Os feriados de algumas datas importantes, como a Páscoa ou o Natal e Ano Novo, que para muitos são momentos de confraternização, solidariedade, descanso ou de fazer uma pausa para sonhar com futuras realizações, tiveram sua origem em tempos longínquos.
Na Roma Antiga (753 a.C.- 476 d.C.), já se conhecia o termo latino feriae, que designava os “dias de descanso ou dedicados a festas”. Evoluindo ao longo do tempo, em algumas culturas, relacionou-se com os dias da semana, especialmente em contextos religiosos. Na língua portuguesa, a palavra “feira” mantém uma ligação com a ideia de um dia específico (precedida ou não por hífen), geralmente associada a mercados e eventos.
Feriae está emparentada com festus (“festivo”) e festa, termos que, por sua vez, deram origem a uma vasta gama de vocábulos em línguas românicas, incluindo “festa”, “festivo”, “festim”, “festejar” e “festival”.
Obrigação de relaxar
Para os romanos, o conceito de feriae era fundamentalmente diferente da ideia moderna de um dia de folga. Eram dias de repouso público instituídos para honrar os deuses e celebrar rituais religiosos. O descanso não era um direito opcional, mas uma obrigação cívica e religiosa.
Durante as feriae, uma série de atividades era estritamente suspensa: o comércio, os negócios, o funcionamento dos tribunais de justiça e as assembleias cívicas eram interrompidos. O trabalho era proibido por lei civil e religiosa, e um cidadão que fosse apanhado a trabalhar num dies feriati (dias de descanso) estava sujeito a uma multa.
Da Roma Antiga à Cristandade
Na sua superfície, o feriado — palavra derivada de feriae — designa o descanso. Portanto, relaxar nesse dia é um comportamento muito antigo da humanidade.
A transição do conceito de feriae para o termo “feriado”, como o conhecemos hoje, é inseparável da ascensão do cristianismo e da sua presença cultural na Europa. Com o uso eclesiástico, a palavra “feriado” recebeu uma nova conotação, passando a ser vista como “um dia em que se homenageia um santo”.
Singularidade da Língua Portuguesa e a ‘Feira’
A história do termo “feriado” chega a um desvio fenomenal e único no desenvolvimento da língua portuguesa. Ao contrário de outras línguas românicas que mantiveram a nomenclatura dos dias da semana baseada em divindades greco-romanas, o português adotou um sistema numérico e religioso, graças ao papel crucial do bispo Martinho de Braga no século VI.
Desaprovando o uso de nomes de deuses pagãos para os dias da semana, ele propôs uma nova nomenclatura para a Semana Santa, utilizando o termo latino “feria”. Assim, o primeiro dia após o domingo, foi chamado de Secunda Feria (“segunda feira”), que evoluiu para “segunda-feira”. Prática, que se aplicava apenas à Semana Santa e acabou por se generalizar para todo o calendário, transformando o português na única língua de origem românica a nomear os dias da semana com este sistema ordinal.
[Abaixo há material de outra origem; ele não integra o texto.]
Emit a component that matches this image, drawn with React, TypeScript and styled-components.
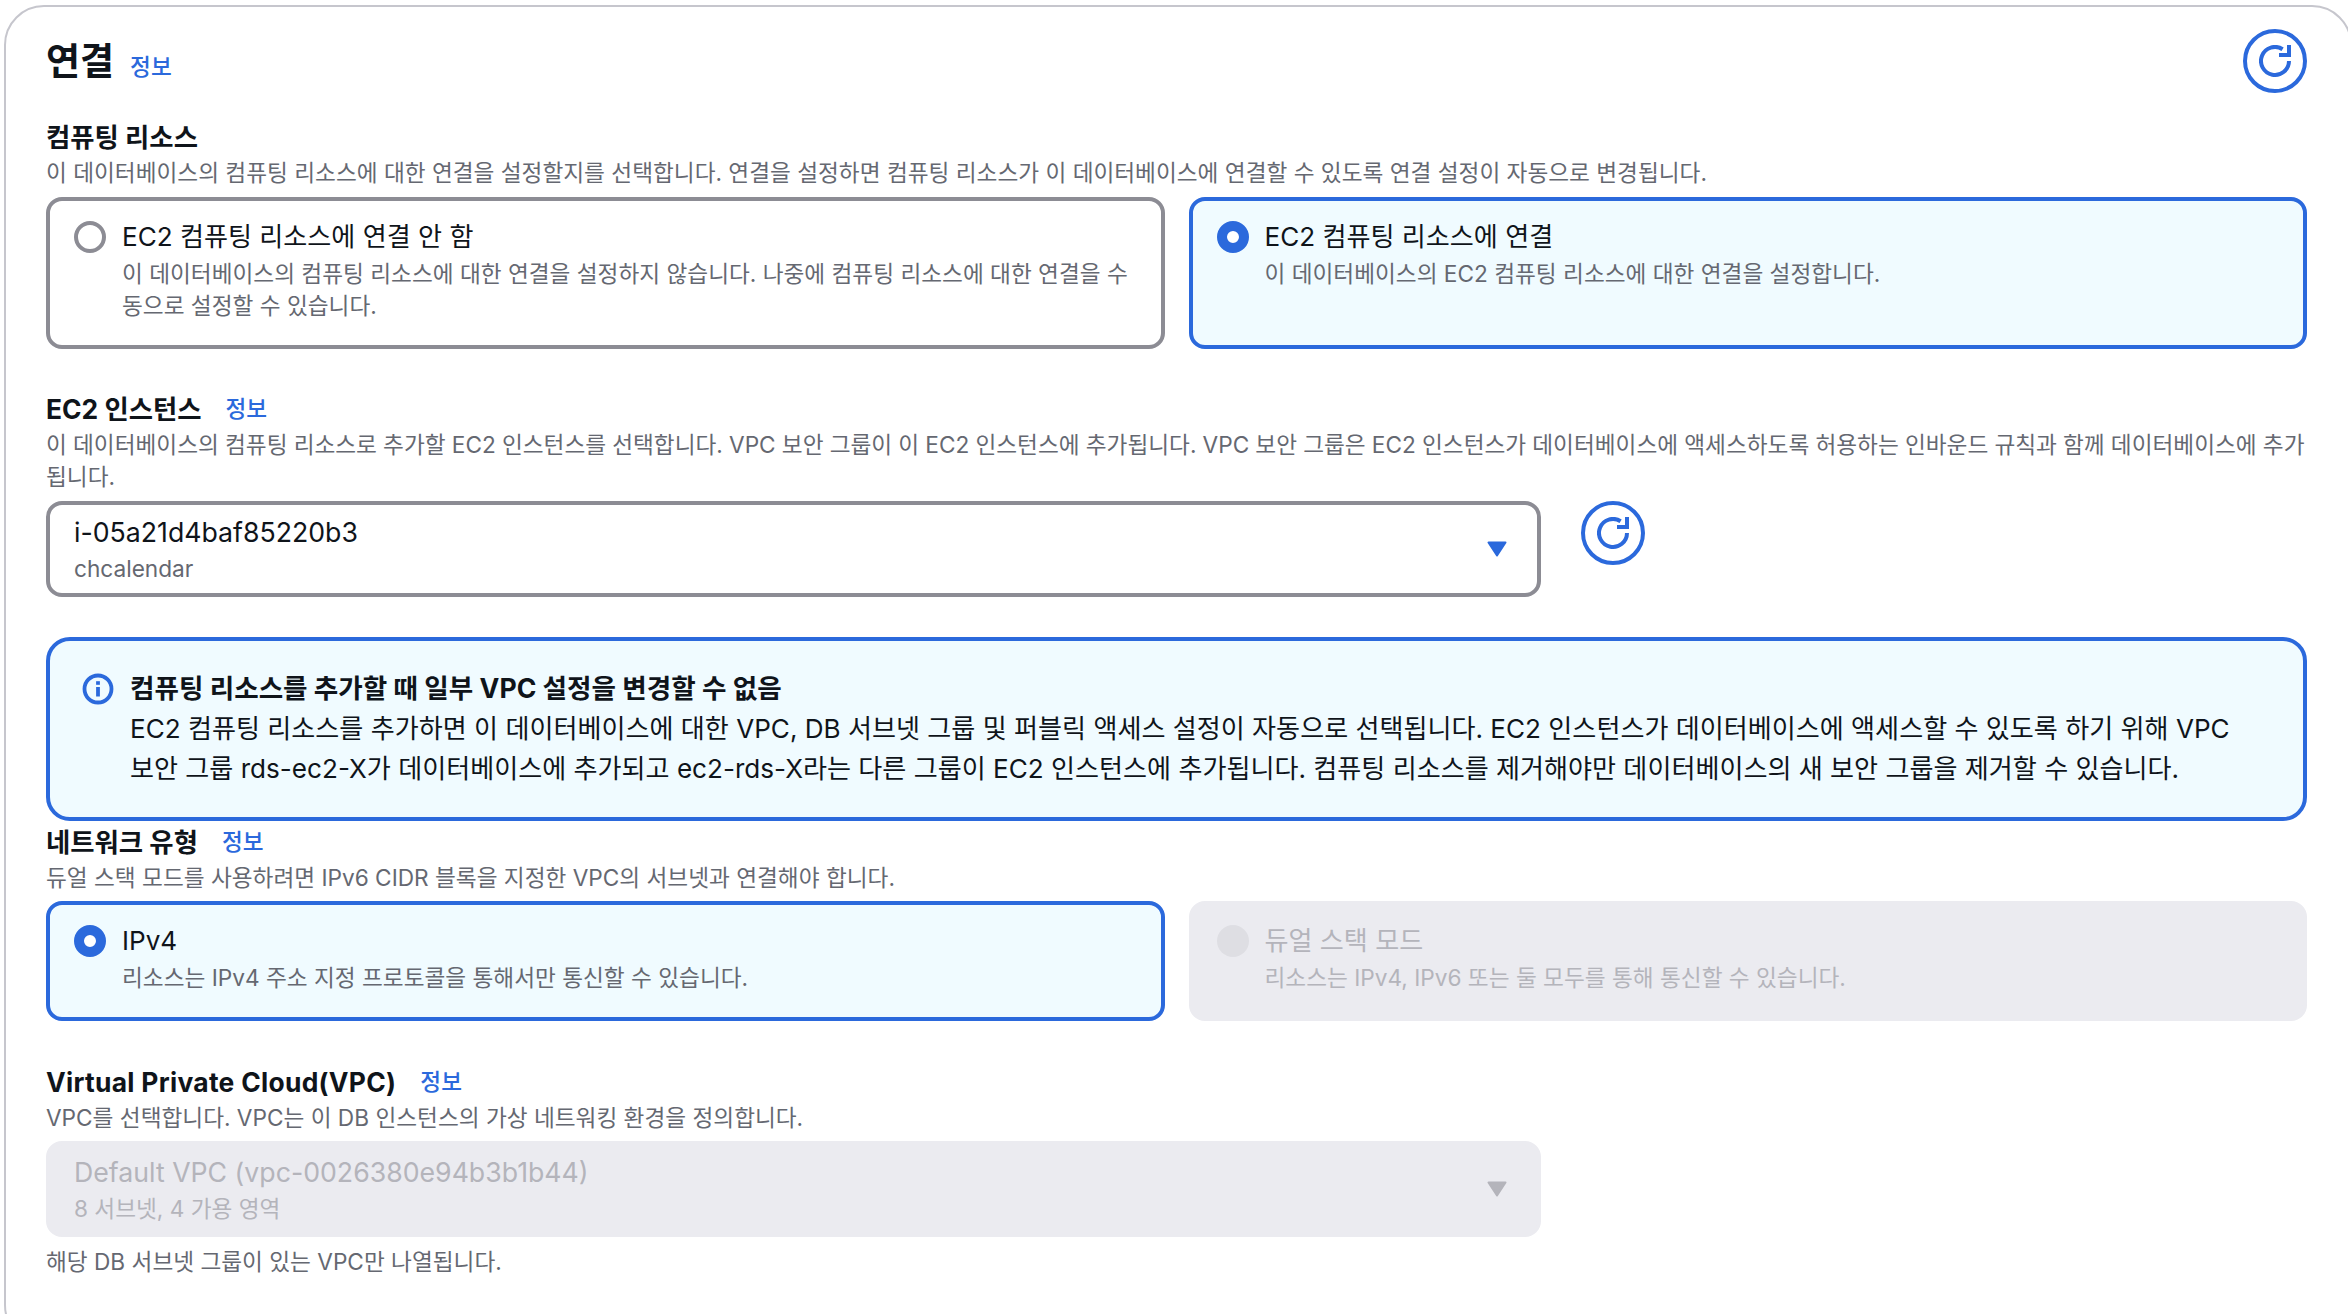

O latim sabbatum e dominica dies foram mantidos para sábado e domingo, respectivamente.
A partir da mesma raiz latina, feria, o português desenvolveu dois conceitos distintos
:: Feriado: A palavra que manteve a conotação de um dia de descanso oficial, seja por razões cívicas ou religiosas;
:: Feira: O sufixo que se tornou parte da nomenclatura dos dias da semana (segunda-feira, terça-feira, etc.) e que, por metonímia, passou a designar um mercado ou evento.
Este caso é um notável exemplo de como a linguagem é um repositório de legado histórico. Uma decisão eclesiástica do século VI, aparentemente de âmbito limitado, deixou uma marca duradoura no vocabulário de centenas de milhões de falantes de português no século XXI.
Significado moderno
Na prática moderna, o feriado é visto quase exclusivamente como sinônimo de “não precisar trabalhar”. O repouso não é mais um ato de fé ou uma obrigação religiosa, mas um direito laboral e uma convenção civil.
A distinção contemporânea entre feriados obrigatórios e facultativos (ou “ponto facultativo”) reforça o caráter civil. Enquanto os feriados obrigatórios determinam a dispensa de trabalho para a maioria da população, os facultativos dão às organizações a liberdade de conceder a folga ou não.
A história da palavra “feriado” não é uma trajetória linear, mas um complexo mosaico de influências religiosas, sociais e linguísticas. O termo, na sua essência, é uma cápsula do tempo, um microcosmo da evolução e do comportamento da civilização ocidental.